---
type: Article
title: Reading notes twice is not revision — how spacing actually works
description: You highlighted NCERT. You read it again. Exam day still blanked. Spaced retrieval — not repetition — is what CBSE boards test.
resource: https://mingi.in/resources/reading-notes-twice-is-not-revision
tags: [Revision, CBSE, Class 10, Spaced repetition, Study habits, Memory]
timestamp: 2026-07-02
---
# Reading notes twice is not revision — how spacing actually works

Reading the same CBSE chapter notes twice in one sitting produces familiarity, not durable recall. Spaced repetition works by testing retrieval at increasing intervals — attempt questions, mark errors, wait at least 48 hours, retry — so memory consolidates under mild forgetting pressure. For board prep, students should replace second-pass re-reading with a 15-minute closed-book question drill the same day, then revisit the topic two days later with new questions. Highlighting without self-testing is among the least effective revision methods in learning science literature.

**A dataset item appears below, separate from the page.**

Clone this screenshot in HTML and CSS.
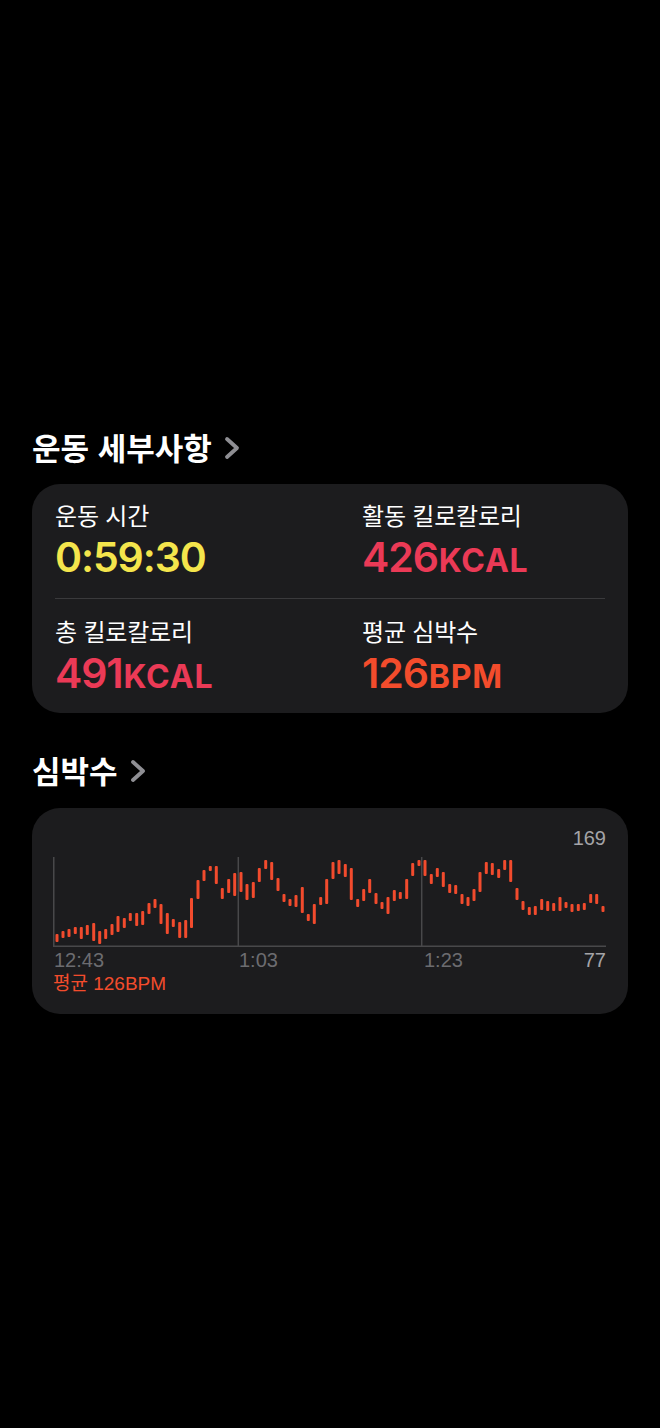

Nightly 20-mark drills on weak chapters outperform marathon note re-reading for mark improvement within two weeks.

## Key facts

- Same-night second reads inflate confidence via recognition — not recall under exam timers.
- Minimum 48-hour gap before retrying a failed topic improves long-term retention.
- Closed-book question attempts expose gaps highlighting hides.
- Spaced repetition applies to Science definitions and Maths procedures alike — not only vocabulary.
- Board "attempt any 5 of 6" formats reward deep retrieval on fewer chapters over shallow coverage of all.